-- Task directions --
State how many lines in these records contain the word "React", and nothing else.

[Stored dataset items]
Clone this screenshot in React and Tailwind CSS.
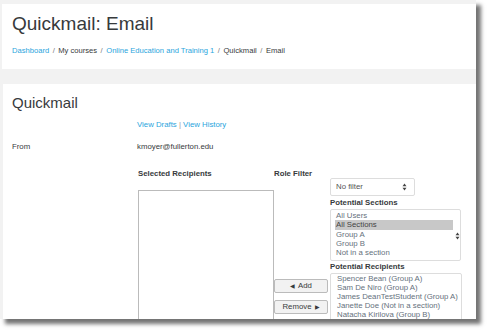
import React from "react";

const UpDown = ({ className = "" }) => (
  <svg width="5" height="8" viewBox="0 0 5 8" className={className}>
    <path d="M2.5 0.5 L4.5 3.2 L0.5 3.2 Z" fill="#444" />
    <path d="M2.5 7.5 L4.5 4.8 L0.5 4.8 Z" fill="#444" />
  </svg>
);

export default function App() {
  const font = { fontFamily: '"Liberation Sans", Arial, sans-serif' };
  return (
    <div className="w-[489px] h-[332px] bg-white" style={font}>
      <div className="w-[476px] h-[319px] bg-[#f2f2f2] overflow-hidden shadow-[5px_5px_4px_rgba(0,0,0,0.55)] pt-[4px] text-[#373a3c]">
        {/* header card */}
        <div className="ml-[2px] h-[65px] bg-white pl-[10px] pt-[9px]">
          <h1 className="text-[19px] leading-[22px] font-normal text-[#373a3c]">Quickmail: Email</h1>
          <div className="mt-[11px] text-[7.6px] leading-[10px] flex gap-[3.5px]">
            <span className="text-[#2aa5dd]">Dashboard</span>
            <span className="text-[#777]">/</span>
            <span>My courses</span>
            <span className="text-[#777]">/</span>
            <span className="text-[#2aa5dd]">Online Education and Training 1</span>
            <span className="text-[#777]">/</span>
            <span>Quickmail</span>
            <span className="text-[#777]">/</span>
            <span>Email</span>
          </div>
        </div>
        {/* main card */}
        <div className="ml-[3px] mt-[15px] h-[240px] bg-white pl-[9px] pt-[10px]">
          <h2 className="text-[15px] leading-[18px] font-normal">Quickmail</h2>
          <div className="flex mt-[8px] text-[7.8px] leading-[10px]">
            <div className="w-[125px]" />
            <div className="text-[#2aa5dd]">
              View Drafts <span className="text-[#999]">|</span> View History
            </div>
          </div>
          <div className="flex mt-[12px] text-[7.8px] leading-[10px]">
            <div className="w-[125px]">From</div>
            <div>kmoyer@fullerton.edu</div>
          </div>
          <div className="flex mt-[17px] text-[7.8px] leading-[10px]">
            <div className="w-[126px]" />
            <div className="w-[136px] flex flex-col">
              <div className="font-bold h-[10px]">Selected Recipients</div>
              <div className="mt-[11px] h-[140px] border border-[#bbb] bg-white" />
            </div>
            <div className="w-[56px] flex flex-col">
              <div className="font-bold h-[10px]">Role Filter</div>
              <div className="mt-[100px] w-[54px] h-[14px] border border-[#bbb] rounded-[2px] bg-[#f2f2f2] flex items-center justify-center gap-[3px]">
                <span className="text-[6px]">◀</span>
                <span>Add</span>
              </div>
              <div className="mt-[7px] w-[54px] h-[14px] border border-[#bbb] rounded-[2px] bg-[#f2f2f2] flex items-center justify-center gap-[3px]">
                <span>Remove</span>
                <span className="text-[6px]">▶</span>
              </div>
            </div>
            <div className="w-[132px] flex flex-col pt-[9px]">
              <div className="w-[85px] h-[18px] border border-[#ddd] rounded-[2px] flex items-center justify-between pl-[5px] pr-[7px] text-[#555]">
                <span>No filter</span>
                <UpDown />
              </div>
              <div className="font-bold mt-[2px] h-[10px]">Potential Sections</div>
              <div className="mt-[1px] w-[131px] h-[52px] border border-[#ddd] rounded-[2px] pl-[4px] pt-[1px] flex text-[#66717d] leading-[9.25px]">
                <div className="flex flex-col w-[118px] pl-[1px]">
                  <span>All Users</span>
                  <span className="bg-[#c8c8c8] text-[#444] -ml-[1px] pl-[1px]">All Sections</span>
                  <span>Group A</span>
                  <span>Group B</span>
                  <span>Not in a section</span>
                </div>
                <div className="flex items-center pl-[2px]">
                  <UpDown />
                </div>
              </div>
              <div className="font-bold mt-[1px] h-[10px]">Potential Recipients</div>
              <div className="mt-[1px] w-[132px] h-[60px] border border-[#ddd] rounded-[2px] pl-[6px] flex flex-col text-[#66717d] leading-[9.1px]">
                <span>Spencer Bean (Group A)</span>
                <span>Sam De Niro (Group A)</span>
                <span>James DeanTestStudent (Group A)</span>
                <span>Janette Doe (Not in a section)</span>
                <span>Natacha Kirilova (Group B)</span>
              </div>
            </div>
          </div>
        </div>
      </div>
    </div>
  );
}
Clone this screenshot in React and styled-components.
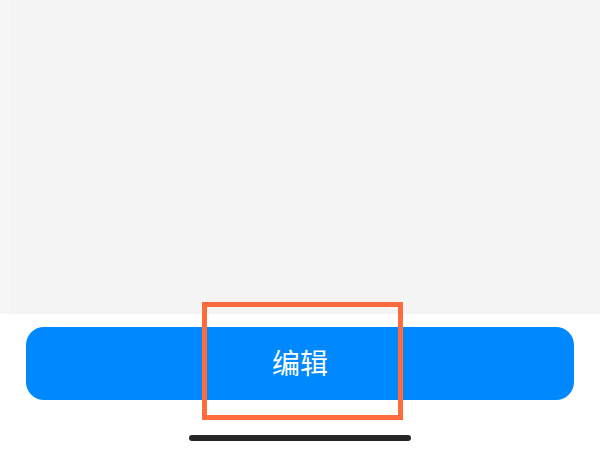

-- Solution for this problem --
3